Given task:
Locate every line that holds the string "this" and copy it.

Extracted records:

****

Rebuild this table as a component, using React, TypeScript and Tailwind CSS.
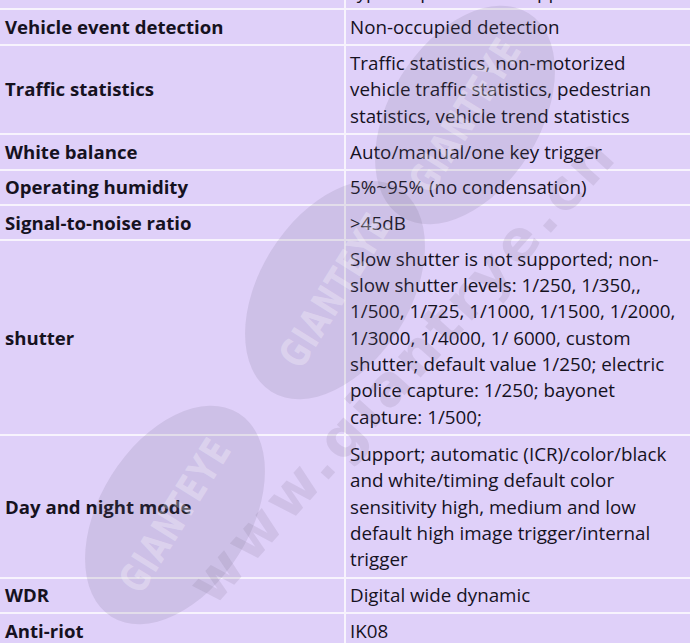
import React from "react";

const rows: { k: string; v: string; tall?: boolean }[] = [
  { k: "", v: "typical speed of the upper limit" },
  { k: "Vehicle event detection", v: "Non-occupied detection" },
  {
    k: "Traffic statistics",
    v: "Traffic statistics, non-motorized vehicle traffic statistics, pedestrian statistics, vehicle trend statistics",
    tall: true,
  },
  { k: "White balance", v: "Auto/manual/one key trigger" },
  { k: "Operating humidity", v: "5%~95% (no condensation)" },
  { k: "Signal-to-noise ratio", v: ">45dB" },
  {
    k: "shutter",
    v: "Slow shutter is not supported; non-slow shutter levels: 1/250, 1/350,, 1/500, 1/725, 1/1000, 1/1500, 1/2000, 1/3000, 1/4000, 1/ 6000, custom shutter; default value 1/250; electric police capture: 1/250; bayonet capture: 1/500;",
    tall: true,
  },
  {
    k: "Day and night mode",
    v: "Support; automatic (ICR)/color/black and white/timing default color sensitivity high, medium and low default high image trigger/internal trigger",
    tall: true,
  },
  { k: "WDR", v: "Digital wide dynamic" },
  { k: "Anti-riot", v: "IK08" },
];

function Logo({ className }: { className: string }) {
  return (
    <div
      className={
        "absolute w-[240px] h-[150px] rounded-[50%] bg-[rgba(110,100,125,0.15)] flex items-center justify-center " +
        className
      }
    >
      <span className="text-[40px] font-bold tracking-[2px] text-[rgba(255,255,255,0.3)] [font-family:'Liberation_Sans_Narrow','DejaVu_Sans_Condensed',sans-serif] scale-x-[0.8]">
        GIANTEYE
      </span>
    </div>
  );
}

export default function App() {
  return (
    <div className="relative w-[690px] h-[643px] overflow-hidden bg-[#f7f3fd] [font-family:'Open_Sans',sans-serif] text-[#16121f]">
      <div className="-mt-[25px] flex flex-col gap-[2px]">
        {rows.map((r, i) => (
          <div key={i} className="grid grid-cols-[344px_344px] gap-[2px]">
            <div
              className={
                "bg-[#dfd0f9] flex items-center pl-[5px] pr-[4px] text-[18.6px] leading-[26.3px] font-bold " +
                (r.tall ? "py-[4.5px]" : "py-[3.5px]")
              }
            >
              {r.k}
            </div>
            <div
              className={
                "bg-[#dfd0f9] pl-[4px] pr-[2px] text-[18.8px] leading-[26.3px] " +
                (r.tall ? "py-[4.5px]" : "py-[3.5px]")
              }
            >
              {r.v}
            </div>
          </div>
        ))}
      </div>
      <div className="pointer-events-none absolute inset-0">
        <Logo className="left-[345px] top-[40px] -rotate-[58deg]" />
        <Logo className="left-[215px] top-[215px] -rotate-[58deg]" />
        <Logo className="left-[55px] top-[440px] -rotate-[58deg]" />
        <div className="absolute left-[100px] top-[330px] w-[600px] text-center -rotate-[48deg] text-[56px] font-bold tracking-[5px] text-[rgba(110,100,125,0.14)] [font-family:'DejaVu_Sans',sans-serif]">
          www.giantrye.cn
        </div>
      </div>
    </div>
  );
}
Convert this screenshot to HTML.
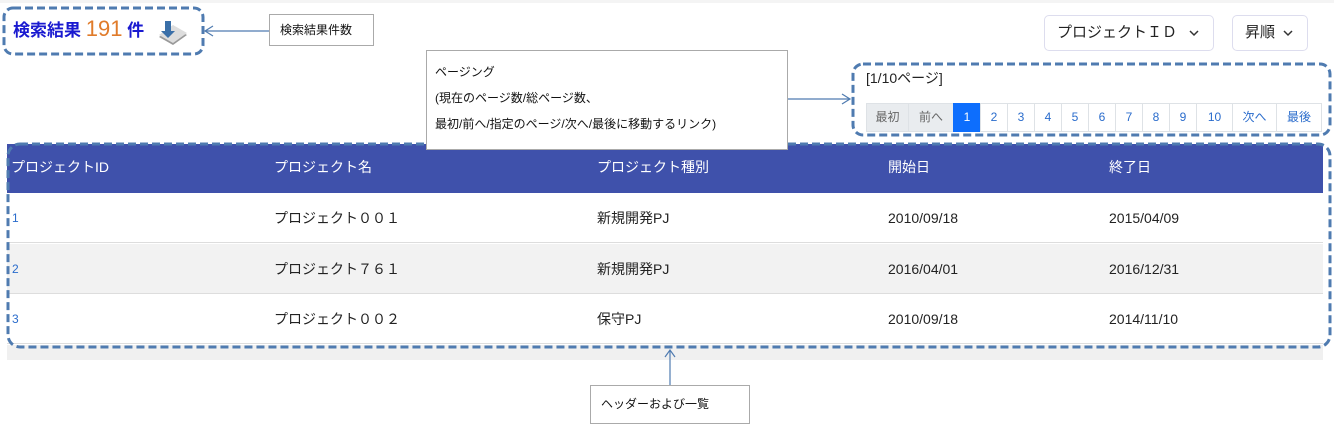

****

Written solution:
Rebuild this table as a component, using React, TypeScript and Tailwind CSS.
Convert this screenshot to HTML.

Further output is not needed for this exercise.